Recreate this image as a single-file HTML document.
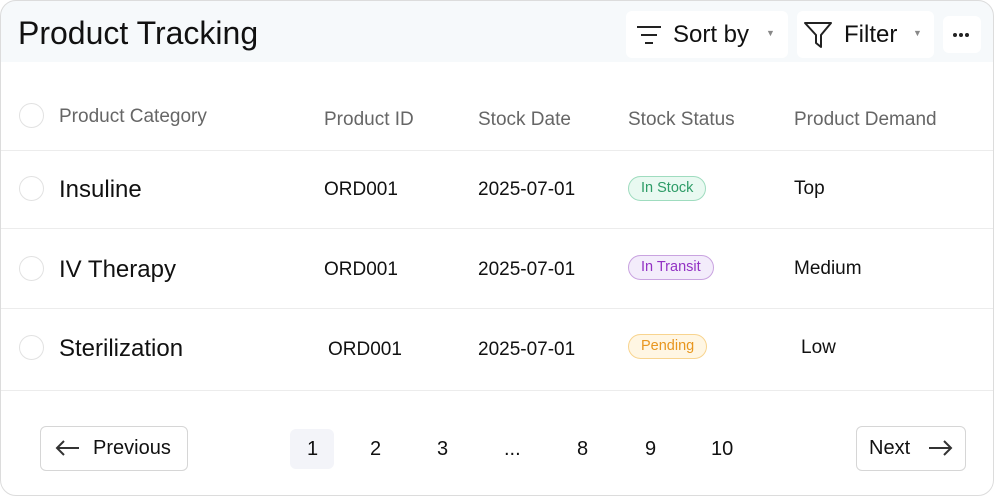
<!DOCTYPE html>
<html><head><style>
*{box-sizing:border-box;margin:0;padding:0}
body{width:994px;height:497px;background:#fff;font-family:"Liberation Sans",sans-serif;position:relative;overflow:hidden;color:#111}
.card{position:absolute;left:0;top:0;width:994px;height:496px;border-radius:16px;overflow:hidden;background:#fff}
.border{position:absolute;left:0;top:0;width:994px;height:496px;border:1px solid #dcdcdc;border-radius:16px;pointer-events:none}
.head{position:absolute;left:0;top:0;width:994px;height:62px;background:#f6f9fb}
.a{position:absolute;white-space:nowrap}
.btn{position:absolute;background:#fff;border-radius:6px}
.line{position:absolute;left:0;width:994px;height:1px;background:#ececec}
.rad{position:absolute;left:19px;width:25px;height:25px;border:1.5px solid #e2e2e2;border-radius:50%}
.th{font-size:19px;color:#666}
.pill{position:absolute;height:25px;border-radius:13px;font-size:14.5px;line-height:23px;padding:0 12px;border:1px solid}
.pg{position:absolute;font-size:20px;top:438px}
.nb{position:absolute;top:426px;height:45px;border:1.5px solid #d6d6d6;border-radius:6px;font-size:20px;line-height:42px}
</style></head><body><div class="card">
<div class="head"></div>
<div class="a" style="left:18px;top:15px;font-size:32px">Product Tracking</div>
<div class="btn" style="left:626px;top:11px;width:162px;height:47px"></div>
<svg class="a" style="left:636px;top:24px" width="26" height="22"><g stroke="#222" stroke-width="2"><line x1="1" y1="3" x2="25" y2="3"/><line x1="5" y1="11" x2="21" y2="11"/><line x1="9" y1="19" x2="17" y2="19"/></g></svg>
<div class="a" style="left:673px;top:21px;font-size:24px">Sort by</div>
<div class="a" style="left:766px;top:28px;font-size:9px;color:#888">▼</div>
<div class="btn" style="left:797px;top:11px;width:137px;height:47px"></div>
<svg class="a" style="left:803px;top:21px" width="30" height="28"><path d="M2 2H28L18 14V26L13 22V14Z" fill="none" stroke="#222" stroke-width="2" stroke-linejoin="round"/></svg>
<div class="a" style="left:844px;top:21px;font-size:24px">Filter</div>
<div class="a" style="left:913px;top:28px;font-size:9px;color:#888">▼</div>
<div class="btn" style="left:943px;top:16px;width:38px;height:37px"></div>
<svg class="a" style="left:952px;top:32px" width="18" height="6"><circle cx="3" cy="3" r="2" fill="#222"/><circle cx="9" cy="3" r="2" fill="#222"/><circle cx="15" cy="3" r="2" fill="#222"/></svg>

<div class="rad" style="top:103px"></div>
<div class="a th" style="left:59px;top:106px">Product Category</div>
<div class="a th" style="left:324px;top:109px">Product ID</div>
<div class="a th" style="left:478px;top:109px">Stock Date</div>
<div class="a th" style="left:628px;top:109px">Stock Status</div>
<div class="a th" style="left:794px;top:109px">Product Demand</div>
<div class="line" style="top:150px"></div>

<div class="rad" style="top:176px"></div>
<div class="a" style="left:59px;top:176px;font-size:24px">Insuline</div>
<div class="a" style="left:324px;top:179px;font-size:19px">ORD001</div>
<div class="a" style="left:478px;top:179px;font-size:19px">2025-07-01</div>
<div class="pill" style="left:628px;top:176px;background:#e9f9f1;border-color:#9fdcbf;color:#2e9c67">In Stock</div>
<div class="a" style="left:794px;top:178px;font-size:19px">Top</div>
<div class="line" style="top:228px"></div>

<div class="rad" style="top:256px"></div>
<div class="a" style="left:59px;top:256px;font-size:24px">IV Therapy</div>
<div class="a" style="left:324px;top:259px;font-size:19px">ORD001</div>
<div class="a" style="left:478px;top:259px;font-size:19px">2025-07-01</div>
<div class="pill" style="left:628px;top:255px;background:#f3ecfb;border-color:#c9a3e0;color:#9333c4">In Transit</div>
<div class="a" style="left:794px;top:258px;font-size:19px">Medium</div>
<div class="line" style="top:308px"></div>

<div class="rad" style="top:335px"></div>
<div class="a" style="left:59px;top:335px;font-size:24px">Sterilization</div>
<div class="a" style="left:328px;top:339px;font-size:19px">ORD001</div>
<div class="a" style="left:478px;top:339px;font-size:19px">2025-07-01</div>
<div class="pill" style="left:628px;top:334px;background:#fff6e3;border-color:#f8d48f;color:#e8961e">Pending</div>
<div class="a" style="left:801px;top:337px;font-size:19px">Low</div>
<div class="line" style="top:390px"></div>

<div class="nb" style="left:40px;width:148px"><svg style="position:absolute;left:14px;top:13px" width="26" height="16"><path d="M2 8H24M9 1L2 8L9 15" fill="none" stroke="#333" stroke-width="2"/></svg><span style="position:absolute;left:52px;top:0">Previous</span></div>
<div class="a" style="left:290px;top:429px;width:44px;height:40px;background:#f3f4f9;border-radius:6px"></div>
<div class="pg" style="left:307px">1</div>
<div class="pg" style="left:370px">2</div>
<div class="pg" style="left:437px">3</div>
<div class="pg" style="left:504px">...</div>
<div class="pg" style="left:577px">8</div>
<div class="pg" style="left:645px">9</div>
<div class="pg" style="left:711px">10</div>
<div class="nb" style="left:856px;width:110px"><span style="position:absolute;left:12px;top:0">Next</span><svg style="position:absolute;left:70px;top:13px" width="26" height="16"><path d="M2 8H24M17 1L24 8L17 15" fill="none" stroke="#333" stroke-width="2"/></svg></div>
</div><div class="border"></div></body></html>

> [Directions for this task]:
Skipping the pictures, transcribe each line above exactly as it appears.

> [Exercise output]:
Recreate this image as a single-file HTML document.
<!DOCTYPE html>
<html><head><style>
*{box-sizing:border-box;margin:0;padding:0}
body{width:994px;height:497px;background:#fff;font-family:"Liberation Sans",sans-serif;position:relative;overflow:hidden;color:#111}
.card{position:absolute;left:0;top:0;width:994px;height:496px;border-radius:16px;overflow:hidden;background:#fff}
.border{position:absolute;left:0;top:0;width:994px;height:496px;border:1px solid #dcdcdc;border-radius:16px;pointer-events:none}
.head{position:absolute;left:0;top:0;width:994px;height:62px;background:#f6f9fb}
.a{position:absolute;white-space:nowrap}
.btn{position:absolute;background:#fff;border-radius:6px}
.line{position:absolute;left:0;width:994px;height:1px;background:#ececec}
.rad{position:absolute;left:19px;width:25px;height:25px;border:1.5px solid #e2e2e2;border-radius:50%}
.th{font-size:19px;color:#666}
.pill{position:absolute;height:25px;border-radius:13px;font-size:14.5px;line-height:23px;padding:0 12px;border:1px solid}
.pg{position:absolute;font-size:20px;top:438px}
.nb{position:absolute;top:426px;height:45px;border:1.5px solid #d6d6d6;border-radius:6px;font-size:20px;line-height:42px}
</style></head><body><div class="card">
<div class="head"></div>
<div class="a" style="left:18px;top:15px;font-size:32px">Product Tracking</div>
<div class="btn" style="left:626px;top:11px;width:162px;height:47px"></div>
<svg class="a" style="left:636px;top:24px" width="26" height="22"><g stroke="#222" stroke-width="2"><line x1="1" y1="3" x2="25" y2="3"/><line x1="5" y1="11" x2="21" y2="11"/><line x1="9" y1="19" x2="17" y2="19"/></g></svg>
<div class="a" style="left:673px;top:21px;font-size:24px">Sort by</div>
<div class="a" style="left:766px;top:28px;font-size:9px;color:#888">▼</div>
<div class="btn" style="left:797px;top:11px;width:137px;height:47px"></div>
<svg class="a" style="left:803px;top:21px" width="30" height="28"><path d="M2 2H28L18 14V26L13 22V14Z" fill="none" stroke="#222" stroke-width="2" stroke-linejoin="round"/></svg>
<div class="a" style="left:844px;top:21px;font-size:24px">Filter</div>
<div class="a" style="left:913px;top:28px;font-size:9px;color:#888">▼</div>
<div class="btn" style="left:943px;top:16px;width:38px;height:37px"></div>
<svg class="a" style="left:952px;top:32px" width="18" height="6"><circle cx="3" cy="3" r="2" fill="#222"/><circle cx="9" cy="3" r="2" fill="#222"/><circle cx="15" cy="3" r="2" fill="#222"/></svg>

<div class="rad" style="top:103px"></div>
<div class="a th" style="left:59px;top:106px">Product Category</div>
<div class="a th" style="left:324px;top:109px">Product ID</div>
<div class="a th" style="left:478px;top:109px">Stock Date</div>
<div class="a th" style="left:628px;top:109px">Stock Status</div>
<div class="a th" style="left:794px;top:109px">Product Demand</div>
<div class="line" style="top:150px"></div>

<div class="rad" style="top:176px"></div>
<div class="a" style="left:59px;top:176px;font-size:24px">Insuline</div>
<div class="a" style="left:324px;top:179px;font-size:19px">ORD001</div>
<div class="a" style="left:478px;top:179px;font-size:19px">2025-07-01</div>
<div class="pill" style="left:628px;top:176px;background:#e9f9f1;border-color:#9fdcbf;color:#2e9c67">In Stock</div>
<div class="a" style="left:794px;top:178px;font-size:19px">Top</div>
<div class="line" style="top:228px"></div>

<div class="rad" style="top:256px"></div>
<div class="a" style="left:59px;top:256px;font-size:24px">IV Therapy</div>
<div class="a" style="left:324px;top:259px;font-size:19px">ORD001</div>
<div class="a" style="left:478px;top:259px;font-size:19px">2025-07-01</div>
<div class="pill" style="left:628px;top:255px;background:#f3ecfb;border-color:#c9a3e0;color:#9333c4">In Transit</div>
<div class="a" style="left:794px;top:258px;font-size:19px">Medium</div>
<div class="line" style="top:308px"></div>

<div class="rad" style="top:335px"></div>
<div class="a" style="left:59px;top:335px;font-size:24px">Sterilization</div>
<div class="a" style="left:328px;top:339px;font-size:19px">ORD001</div>
<div class="a" style="left:478px;top:339px;font-size:19px">2025-07-01</div>
<div class="pill" style="left:628px;top:334px;background:#fff6e3;border-color:#f8d48f;color:#e8961e">Pending</div>
<div class="a" style="left:801px;top:337px;font-size:19px">Low</div>
<div class="line" style="top:390px"></div>

<div class="nb" style="left:40px;width:148px"><svg style="position:absolute;left:14px;top:13px" width="26" height="16"><path d="M2 8H24M9 1L2 8L9 15" fill="none" stroke="#333" stroke-width="2"/></svg><span style="position:absolute;left:52px;top:0">Previous</span></div>
<div class="a" style="left:290px;top:429px;width:44px;height:40px;background:#f3f4f9;border-radius:6px"></div>
<div class="pg" style="left:307px">1</div>
<div class="pg" style="left:370px">2</div>
<div class="pg" style="left:437px">3</div>
<div class="pg" style="left:504px">...</div>
<div class="pg" style="left:577px">8</div>
<div class="pg" style="left:645px">9</div>
<div class="pg" style="left:711px">10</div>
<div class="nb" style="left:856px;width:110px"><span style="position:absolute;left:12px;top:0">Next</span><svg style="position:absolute;left:70px;top:13px" width="26" height="16"><path d="M2 8H24M17 1L24 8L17 15" fill="none" stroke="#333" stroke-width="2"/></svg></div>
</div><div class="border"></div></body></html>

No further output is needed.